-- Begin Data supplied --

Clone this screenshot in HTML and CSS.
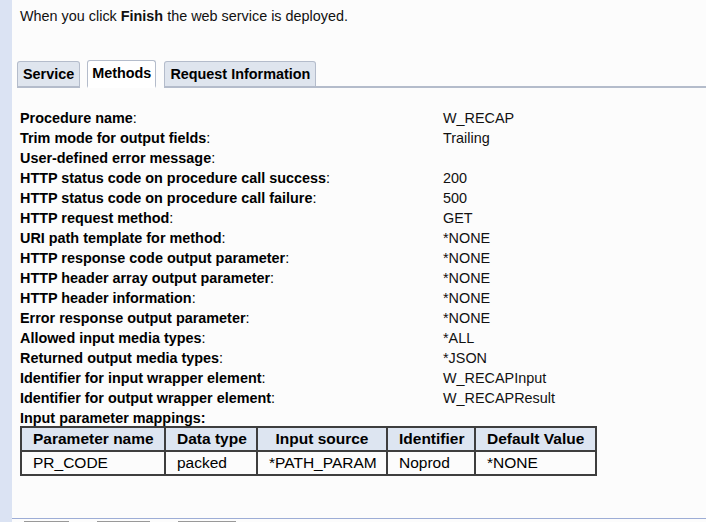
FILE: index.html
```html
<!DOCTYPE html>
<html lang="en">
<head>
    <meta charset="UTF-8">
    <title>Deploy Web Service</title>
    <link rel="stylesheet" href="styles.css">
</head>
<body>

<div class="page">
    <div class="side-strip"></div>

    <div class="main">
        <p class="intro">When you click <b>Finish</b> the web service is deployed.</p>

        <div class="tabs">
            <span class="tab">Service</span>
            <span class="tab active">Methods</span>
            <span class="tab">Request Information</span>
            <span class="tab-rest"></span>
        </div>

        <div class="props">
            <div class="row"><span class="label"><b>Procedure name</b>:</span><span class="value">W_RECAP</span></div>
            <div class="row"><span class="label"><b>Trim mode for output fields</b>:</span><span class="value">Trailing</span></div>
            <div class="row"><span class="label"><b>User-defined error message</b>:</span><span class="value"></span></div>
            <div class="row"><span class="label"><b>HTTP status code on procedure call success</b>:</span><span class="value">200</span></div>
            <div class="row"><span class="label"><b>HTTP status code on procedure call failure</b>:</span><span class="value">500</span></div>
            <div class="row"><span class="label"><b>HTTP request method</b>:</span><span class="value">GET</span></div>
            <div class="row"><span class="label"><b>URI path template for method</b>:</span><span class="value">*NONE</span></div>
            <div class="row"><span class="label"><b>HTTP response code output parameter</b>:</span><span class="value">*NONE</span></div>
            <div class="row"><span class="label"><b>HTTP header array output parameter</b>:</span><span class="value">*NONE</span></div>
            <div class="row"><span class="label"><b>HTTP header information</b>:</span><span class="value">*NONE</span></div>
            <div class="row"><span class="label"><b>Error response output parameter</b>:</span><span class="value">*NONE</span></div>
            <div class="row"><span class="label"><b>Allowed input media types</b>:</span><span class="value">*ALL</span></div>
            <div class="row"><span class="label"><b>Returned output media types</b>:</span><span class="value">*JSON</span></div>
            <div class="row"><span class="label"><b>Identifier for input wrapper element</b>:</span><span class="value">W_RECAPInput</span></div>
            <div class="row"><span class="label"><b>Identifier for output wrapper element</b>:</span><span class="value">W_RECAPResult</span></div>
            <div class="row last"><span class="label"><b>Input parameter mappings:</b></span></div>
        </div>

        <table class="mappings">
            <colgroup>
                <col class="c-name">
                <col class="c-type">
                <col class="c-source">
                <col class="c-id">
                <col class="c-default">
            </colgroup>
            <tr>
                <th>Parameter name</th>
                <th>Data type</th>
                <th>Input source</th>
                <th>Identifier</th>
                <th>Default Value</th>
            </tr>
            <tr>
                <td>PR_CODE</td>
                <td>packed</td>
                <td>*PATH_PARAM</td>
                <td>Noprod</td>
                <td>*NONE</td>
            </tr>
        </table>

        <div class="footer">
            <span class="btn b1"></span>
            <span class="btn b2"></span>
            <span class="btn b3"></span>
        </div>
    </div>
</div>

</body>
</html>
```

FILE: styles.css
```css
body {
    margin: 0;
    font-family: "Liberation Sans", Arial, sans-serif;
    font-size: 14.4px;
    color: #000;
    background-color: #fcfcfc;
}
.page {
    display: flex;
    height: 522px;
    overflow: hidden;
}
.side-strip {
    width: 12px;
    flex-shrink: 0;
    background-color: #dbe3f3;
}
.main {
    flex: 1;
    display: flex;
    flex-direction: column;
}
.intro {
    margin: 0;
    padding: 8px 0 0 8px;
    line-height: 16px;
    color: #111;
}
.tabs {
    display: flex;
    align-items: flex-end;
    margin-top: 37px;
    padding-left: 5px;
    height: 27px;
}
.tab {
    font-weight: bold;
    background-color: #dfe5ee;
    border: 1px solid #b4bccb;
    border-bottom: 2px solid #b4bccb;
    border-radius: 3px 3px 0 0;
    padding: 0 5px;
    height: 24px;
    line-height: 24px;
    margin-right: 8px;
    color: #000;
}
.tab.active {
    background-color: #fff;
    border-bottom: 2px solid #fff;
    height: 25px;
    line-height: 25px;
    margin-left: -1px;
    padding: 0 4px;
}
.tab-rest {
    flex: 1;
    border-bottom: 2px solid #b4bccb;
    margin-left: -8px;
}
.props {
    padding: 20px 0 0 8px;
}
.row {
    display: flex;
    height: 20px;
    line-height: 20px;
}
.row.last {
    height: 18px;
}
.label {
    width: 423px;
    color: #000;
}
.value {
    color: #111;
}
.mappings {
    margin: 0 0 0 8px;
    width: 575px;
    table-layout: fixed;
    border-collapse: collapse;
    border: 2px solid #3e3e3e;
}
.mappings th, .mappings td {
    border: 2px solid #3e3e3e;
    height: 22px;
    padding: 0 11px;
    text-align: left;
    font-size: 15.5px;
    white-space: nowrap;
}
.mappings th {
    background-color: #dde5f1;
    font-weight: bold;
    text-align: center;
}
.c-name { width: 144px; }
.c-type { width: 92px; }
.c-source { width: 130px; }
.c-id { width: 88px; }
.c-default { width: 121px; }
.footer {
    margin-top: auto;
    border-top: 1px solid #9dadd6;
    height: 3px;
    position: relative;
}
.btn {
    position: absolute;
    top: 2px;
    height: 3px;
    border-top: 1px solid #999;
    background-color: #ddd;
}
.b1 { left: 12px; width: 45px; }
.b2 { left: 85px; width: 53px; }
.b3 { left: 166px; width: 58px; }
```
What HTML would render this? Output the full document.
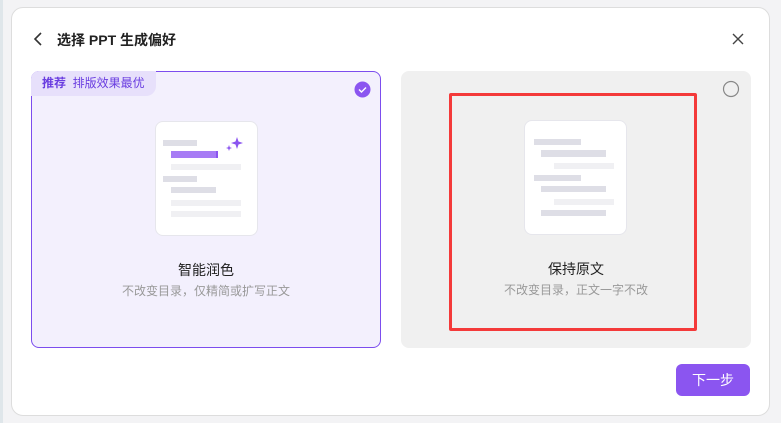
<!DOCTYPE html>
<html><head><meta charset="utf-8"><style>
*{margin:0;padding:0;box-sizing:border-box}
body{width:781px;height:423px;background:#f3f3f5;position:relative;overflow:hidden;font-family:"Liberation Sans","Noto Sans CJK SC",sans-serif}
.strip{position:absolute;left:0;top:0;width:3px;height:423px;background:#dfe6ea}
.modal{position:absolute;left:11px;top:7px;width:759px;height:409px;background:#fff;border-radius:12px;border:1px solid #ddd}
.abs{position:absolute}
.title{left:57px;top:30px;font-size:14px;font-weight:bold;color:#222}
.card{position:absolute;top:71px;width:350px;height:277px;border-radius:8px}
.l{left:31px;background:#f3f0fd;border:1px solid #7c4dee}
.r{left:401px;background:#f0f0f0}
.tag{left:-1px;top:-1px;height:25px;padding:0 11px;line-height:25px;background:#e7e0fb;border-radius:8px 0 10px 0;font-size:12px;color:#6a3de0}
.doc{position:absolute;top:49px;width:103px;height:115px;background:#fff;border:1px solid #e6e6ec;border-radius:8px}
.ln{position:absolute;height:6px;background:#dedee6}
.lt{background:#f0f0f3}
.ct{position:absolute;width:100%;text-align:center;font-size:14px;color:#222;top:188px}
.cs{position:absolute;width:100%;text-align:center;font-size:12px;color:#999;top:210px}
</style></head><body>
<div class="strip"></div>
<div class="modal"></div>
<svg class="abs" style="left:32px;top:31px" width="12" height="16"><path d="M9 2L3 8l6 6" stroke="#333" stroke-width="1.6" fill="none"/></svg>
<div class="abs title">选择 PPT 生成偏好</div>
<svg class="abs" style="left:731px;top:32px" width="14" height="14"><path d="M2 2l10 10M12 2L2 12" stroke="#444" stroke-width="1.4"/></svg>
<div class="card l">
 <div class="abs tag"><b>推荐</b>&nbsp; 排版效果最优</div>
 <svg class="abs" style="left:322px;top:9px" width="17" height="17"><circle cx="8.5" cy="8.5" r="8" fill="#8b55f0"/><path d="M5 8.5l2.5 2.5 4.5-4.5" stroke="#fff" stroke-width="1.4" fill="none"/></svg>
 <div class="doc" style="left:123px">
  <div class="ln" style="left:7px;top:18px;width:34px"></div>
  <div class="ln" style="left:15px;top:29px;width:47px;height:7px;background:#a77cf5;border-right:2px solid #8b55f0"></div>
  <div class="ln lt" style="left:15px;top:42px;width:70px"></div>
  <div class="ln" style="left:7px;top:54px;width:34px"></div>
  <div class="ln" style="left:15px;top:65px;width:45px"></div>
  <div class="ln lt" style="left:15px;top:78px;width:70px"></div>
  <div class="ln lt" style="left:15px;top:89px;width:70px"></div>
  <svg class="abs" style="left:68px;top:14px" width="20" height="18"><path d="M13 1l1.5 4.5L19 7l-4.5 1.5L13 13l-1.5-4.5L7 7l4.5-1.5z" fill="#8b55f0"/><path d="M5 9l.8 2.2L8 12l-2.2.8L5 15l-.8-2.2L2 12l2.2-.8z" fill="#8b55f0"/></svg>
 </div>
 <div class="ct">智能润色</div>
 <div class="cs">不改变目录，仅精简或扩写正文</div>
</div>
<div class="card r">
 <svg class="abs" style="left:321px;top:9px" width="18" height="18"><circle cx="9" cy="9" r="7.5" fill="none" stroke="#888" stroke-width="1.2"/></svg>
 <div class="doc" style="left:123px">
  <div class="ln" style="left:9px;top:18px;width:47px"></div>
  <div class="ln" style="left:16px;top:29px;width:65px;height:7px"></div>
  <div class="ln lt" style="left:29px;top:42px;width:60px"></div>
  <div class="ln" style="left:9px;top:54px;width:47px"></div>
  <div class="ln" style="left:16px;top:65px;width:65px"></div>
  <div class="ln lt" style="left:29px;top:78px;width:60px"></div>
  <div class="ln" style="left:16px;top:89px;width:65px"></div>
 </div>
 <div class="ct">保持原文</div>
 <div class="cs">不改变目录，正文一字不改</div>
</div>
<div class="abs" style="left:449px;top:93px;width:248px;height:238px;border:3px solid #f43a3a;border-radius:2px"></div>
<div class="abs" style="left:676px;top:364px;width:74px;height:32px;background:#8b55f0;border-radius:6px;color:#fff;font-size:14px;text-align:center;line-height:32px">下一步</div>
</body></html>
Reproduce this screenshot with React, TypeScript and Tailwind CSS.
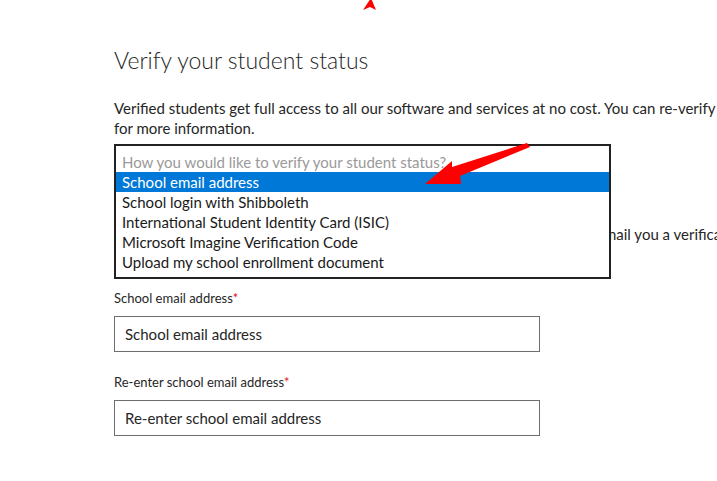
import React from 'react';

const options = [
  'School email address',
  'School login with Shibboleth',
  'International Student Identity Card (ISIC)',
  'Microsoft Imagine Verification Code',
  'Upload my school enrollment document',
];

function Field({ label, placeholder }: { label: string; placeholder: string }) {
  return (
    <div className="flex flex-col">
      <label className="text-[13px] leading-[18px] text-[#262626]">
        {label}
        <span className="text-[#e81123]">*</span>
      </label>
      <div className="mt-[9px] w-[426px] h-[36px] border border-[#6e6e6e] flex items-center px-[10px] text-[15px] text-[#262626]">
        {placeholder}
      </div>
    </div>
  );
}

export default function App() {
  return (
    <div className="relative w-[717px] h-[481px] overflow-hidden bg-white font-['Lato',sans-serif] text-[#262626]">
      <div className="pl-[114px] pt-[44px] whitespace-nowrap">
        <h1 className="text-[23px] leading-[32px] font-light text-[#262626]">Verify your student status</h1>

        <p className="mt-[22px] text-[15px] leading-[20px]">
          Verified students get full access to all our software and services at no cost. You can re-verify your status at any time, see our FAQ
          <br />
          for more information.
        </p>

        <div className="relative mt-[6px]">
          {/* closed select + hint text, covered by the open list */}
          <div className="w-[497px] h-[36px] border-2 border-[#222]" />
          <p className="mt-[44px] text-[15px] leading-[20px]">
            Verify your status: enter the email address your school gave you and we'll email you a verification code.
          </p>

          {/* open list */}
          <div className="absolute left-0 top-0 w-[497px] border-2 border-[#222] bg-white pt-[6px] pb-[5px] text-[15px]">
            <div className="h-[20px] leading-[20px] px-[6px] text-[#9a9a9a]">How you would like to verify your student status?</div>
            {options.map((o, i) => (
              <div
                key={o}
                className={i === 0 ? 'h-[20px] leading-[20px] px-[6px] bg-[#0078d7] text-white' : 'h-[20px] leading-[20px] px-[6px] text-[#1a1a1a]'}
              >
                {o}
              </div>
            ))}
          </div>
        </div>

        <div className="mt-[45px] flex flex-col gap-[21px]">
          <Field label="School email address" placeholder="School email address" />
          <Field label="Re-enter school email address" placeholder="Re-enter school email address" />
        </div>
      </div>

      {/* annotation arrows */}
      <svg className="absolute left-0 top-0 pointer-events-none" width="717" height="481" viewBox="0 0 717 481">
        <polygon points="371,-2 376,10 370,7 363,10" fill="#ff0000" />
        <polygon points="527,143 530,147 460,176 461,184 425,184 452,161 452,167" fill="#ff0000" />
      </svg>
    </div>
  );
}
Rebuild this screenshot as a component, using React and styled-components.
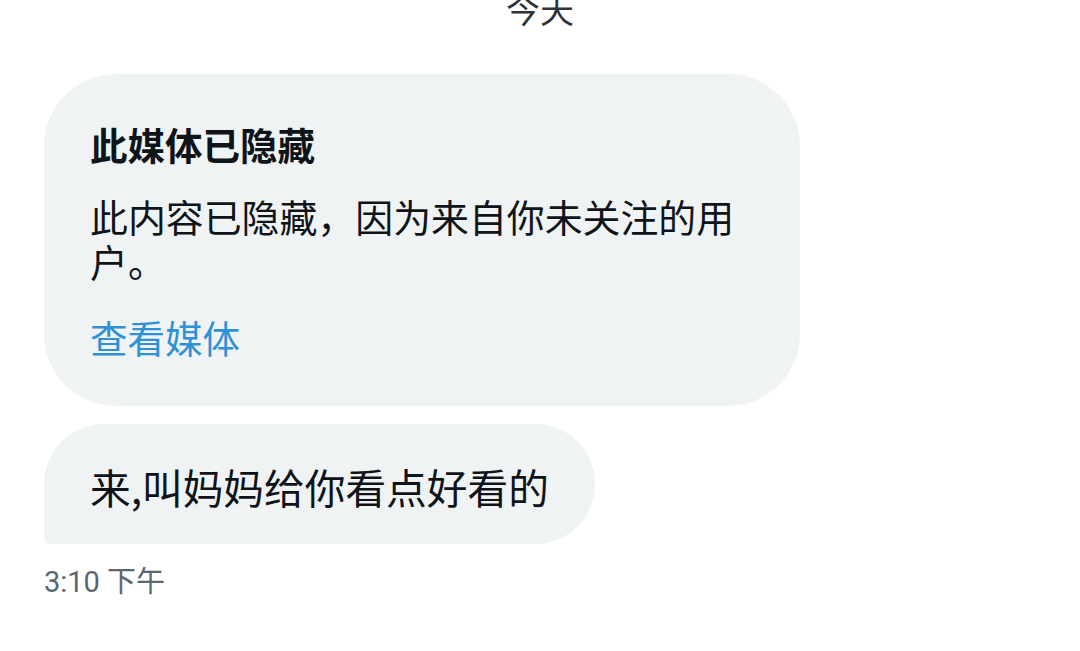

-- End Data supplied --

### What this task involves
The lines to reproduce run from the one above containing "Reproduce this screenshot" through the one containing "your student status</h1>". Copy them exactly and leave out all pictures.

### Task answer
Reproduce this screenshot with React, TypeScript and Tailwind CSS.
import React from 'react';

const options = [
  'School email address',
  'School login with Shibboleth',
  'International Student Identity Card (ISIC)',
  'Microsoft Imagine Verification Code',
  'Upload my school enrollment document',
];

function Field({ label, placeholder }: { label: string; placeholder: string }) {
  return (
    <div className="flex flex-col">
      <label className="text-[13px] leading-[18px] text-[#262626]">
        {label}
        <span className="text-[#e81123]">*</span>
      </label>
      <div className="mt-[9px] w-[426px] h-[36px] border border-[#6e6e6e] flex items-center px-[10px] text-[15px] text-[#262626]">
        {placeholder}
      </div>
    </div>
  );
}

export default function App() {
  return (
    <div className="relative w-[717px] h-[481px] overflow-hidden bg-white font-['Lato',sans-serif] text-[#262626]">
      <div className="pl-[114px] pt-[44px] whitespace-nowrap">
        <h1 className="text-[23px] leading-[32px] font-light text-[#262626]">Verify your student status</h1>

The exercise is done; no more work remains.